Data Science Notes for Computer Science Students

 

 

1. What is Data Science?

Data science is an interdisciplinary field that uses scientific methods, processes, algorithms, and systems to extract knowledge and insights from structured and unstructured data. In simpler terms, data science is about obtaining, processing, and analyzing data to gain insights for many purposes.

2. Why is Data Science Important?

Data science has emerged as a revolutionary field that is crucial in generating insights from data and transforming businesses. It's not an overstatement to say that data science is the backbone of modern industries. But why has it gained so much significance?

a.       Data volume. Firstly, the rise of digital technologies has led to an explosion of data. Every online transaction, social media interaction, and digital process generates data. However, this data is valuable only if we can extract meaningful insights from it. And that's precisely where data science comes in.

b.       Value-creation. Secondly, data science is not just about analyzing data; it's about interpreting and using this data to make informed business decisions, predict future trends, understand customer behavior, and drive operational efficiency. This ability to drive decision-making based on data is what makes data science so essential to organizations.

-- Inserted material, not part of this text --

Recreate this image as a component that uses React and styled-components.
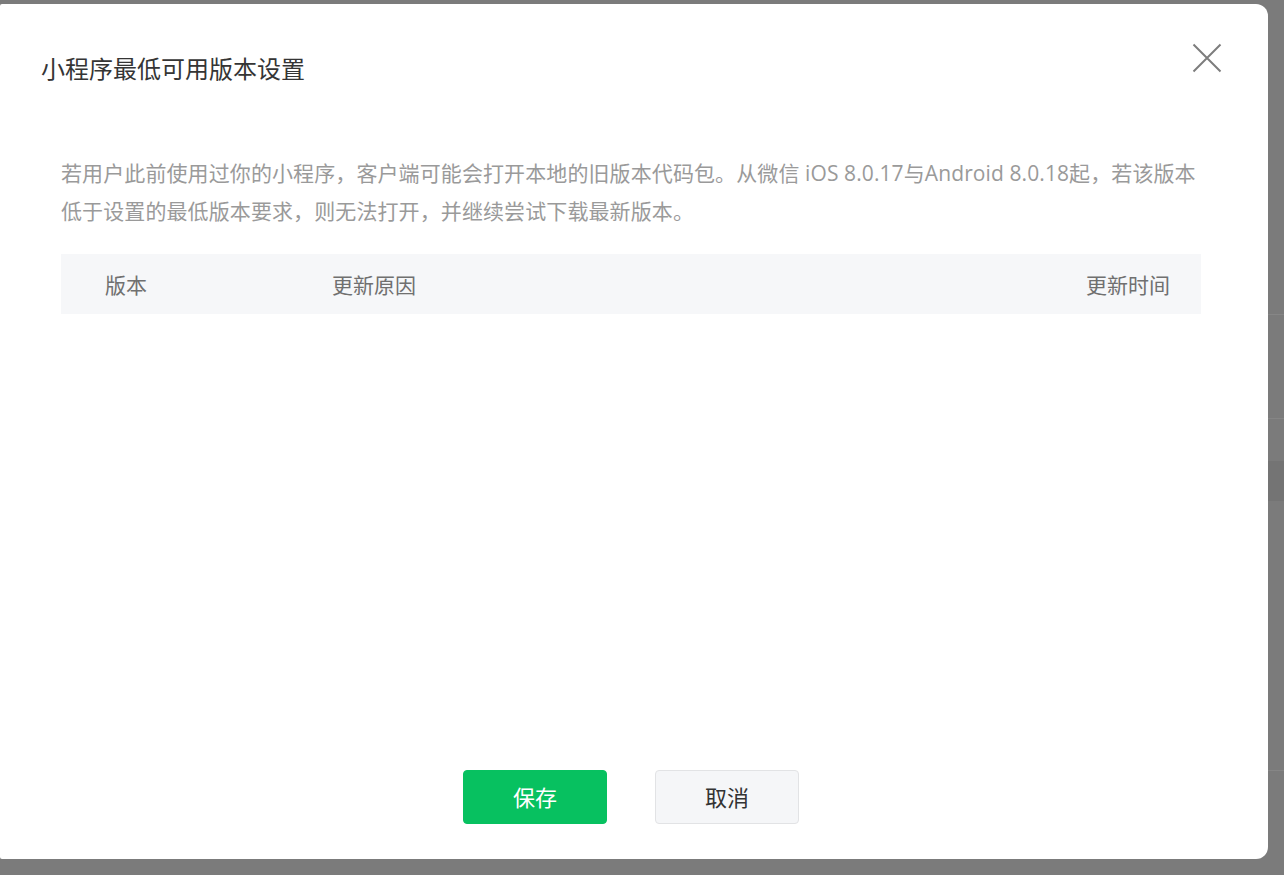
import styled, { createGlobalStyle } from "styled-components";

const GlobalStyle = createGlobalStyle`
  html, body {
    margin: 0;
    padding: 0;
  }
  body {
    font-family: "Open Sans", "Noto Sans CJK SC", sans-serif;
    background: #7b7b7b;
  }
`;

const CloseIcon = () => (
  <svg width="30" height="30" viewBox="0 0 30 30">
    <path d="M1.5 1.5 L28.5 28.5 M28.5 1.5 L1.5 28.5" stroke="#7d7d7d" strokeWidth="2" fill="none" />
  </svg>
);

const App = () => {
  return (
    <Page>
      <GlobalStyle />
      <Dialog>
        <Header>
          <h3>小程序最低可用版本设置</h3>
          <CloseButton aria-label="关闭">
            <CloseIcon />
          </CloseButton>
        </Header>
        <Body>
          <p className="desc">
            若用户此前使用过你的小程序，客户端可能会打开本地的旧版本代码包。从微信 iOS 8.0.17与Android 8.0.18起，若该版本低于设置的最低版本要求，则无法打开，并继续尝试下载最新版本。
          </p>
          <TableHead>
            <Cell $w="271px" $pl="44px">版本</Cell>
            <Cell $grow>更新原因</Cell>
            <Cell $align="right" $pr="31px">更新时间</Cell>
          </TableHead>
        </Body>
        <Footer>
          <Button $primary>保存</Button>
          <Button>取消</Button>
        </Footer>
      </Dialog>
    </Page>
  );
};

const Page = styled.div`
  height: 875px;
  box-sizing: border-box;
  padding-top: 4px;
  overflow: hidden;
  background-color: #7b7b7b;
  background-image:
    linear-gradient(#868686, #868686),
    linear-gradient(#858585, #858585),
    linear-gradient(#747474, #747474),
    linear-gradient(#868686, #868686);
  background-size: 100% 1px, 100% 1px, 100% 40px, 100% 1px;
  background-position: 0 314px, 0 418px, 0 461px, 0 770px;
  background-repeat: no-repeat;
`;

const Dialog = styled.div`
  width: 1268px;
  height: 855px;
  background: #fff;
  border-radius: 2px 12px 12px 2px;
  display: flex;
  flex-direction: column;
  box-sizing: border-box;
`;

const Header = styled.div`
  display: flex;
  justify-content: space-between;
  align-items: flex-start;
  padding: 39px 46px 0 41px;

  h3 {
    margin: 9px 0 0;
    font-size: 24px;
    line-height: 34px;
    font-weight: 400;
    color: #353535;
  }
`;

const CloseButton = styled.button`
  border: none;
  background: none;
  padding: 0;
  width: 30px;
  height: 30px;
  cursor: pointer;
  display: flex;
`;

const Body = styled.div`
  padding: 0 67px 0 61px;

  .desc {
    margin: 68px 0 24px;
    max-width: 1140px;
    font-size: 21px;
    line-height: 38px;
    color: #9a9a9a;
    letter-spacing: 0.1px;
  }
`;

const TableHead = styled.div`
  display: flex;
  align-items: center;
  height: 60px;
  background: #f6f7f9;
  font-size: 21px;
  color: #707070;
`;

const Cell = styled.div`
  width: ${(p) => p.$w || "auto"};
  flex: ${(p) => (p.$grow ? 1 : "none")};
  padding-left: ${(p) => p.$pl || 0};
  padding-right: ${(p) => p.$pr || 0};
  text-align: ${(p) => p.$align || "left"};
  box-sizing: border-box;
`;

const Footer = styled.div`
  margin-top: auto;
  display: flex;
  justify-content: center;
  gap: 48px;
  padding: 0 6px 35px 0;
`;

const Button = styled.button`
  width: 144px;
  height: 54px;
  padding: 0 0 3px;
  border-radius: 4px;
  font-family: inherit;
  font-size: 22px;
  cursor: pointer;
  background: ${(p) => (p.$primary ? "#07c160" : "#f5f6f8")};
  color: ${(p) => (p.$primary ? "#fff" : "#333")};
  border: 1px solid ${(p) => (p.$primary ? "#07c160" : "#e2e3e5")};
`;

export default App;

3. The data science lifecycle

The data science lifecycle refers to the various stages a data science project generally undergoes, from initial conception and data collection to communicating results and insights. Despite every data science project being unique—depending on the problem, the industry it's applied in, and the data involved—most projects follow a similar lifecycle. This lifecycle provides a structured approach for handling complex data, drawing accurate conclusions, and making data-driven decisions.

The data science lifecycle

Here are the five main phases that structure the data science lifecycle:

a. Data collection and storage

This initial phase involves collecting data from various sources, such as databases, Excel files, text files, APIs, web scraping, or even real-time data streams. The type and volume of data collected largely depend on the problem you’re addressing.

Once collected, this data is stored in an appropriate format ready for further processing. Storing the data securely and efficiently is important to allow quick retrieval and processing.

b. Data preparation

Often considered the most time-consuming phase, data preparation involves cleaning and transforming raw data into a suitable format for analysis. This phase includes handling missing or inconsistent data, removing duplicates, normalization, and data type conversions. The objective is to create a clean, high-quality dataset that can yield accurate and reliable analytical results.

 c. Exploration and visualization

During this phase, data scientists explore the prepared data to understand its patterns, characteristics, and potential anomalies. Techniques like statistical analysis and data visualization summarize the data's main characteristics, often with visual methods.

Visualization tools, such as charts and graphs, make the data more understandable, enabling stakeholders to comprehend the data trends and patterns better.

d. Experimentation and prediction

Data scientists use machine learning algorithms and statistical models to identify patterns, make predictions, or discover insights in this phase. The goal here is to derive something significant from the data that aligns with the project's objectives, whether predicting future outcomes, classifying data, or uncovering hidden patterns.

e. Data Storytelling and communication

The final phase involves interpreting and communicating the results derived from the data analysis. It's not enough to have insights; you must communicate them effectively, using clear, concise language and compelling visuals. The goal is to convey these findings to non-technical stakeholders in a way that influences decision-making or drives strategic initiatives.

4. What is Data Science Used For?

Data science is used for an array of applications, from predicting customer behavior to optimizing business processes. The scope of data science is vast and encompasses various types of analytics.

Descriptive analytics. Analyzes past data to understand current state and trend identification. For instance, a retail store might use it to analyze last quarter's sales or identify best-selling products.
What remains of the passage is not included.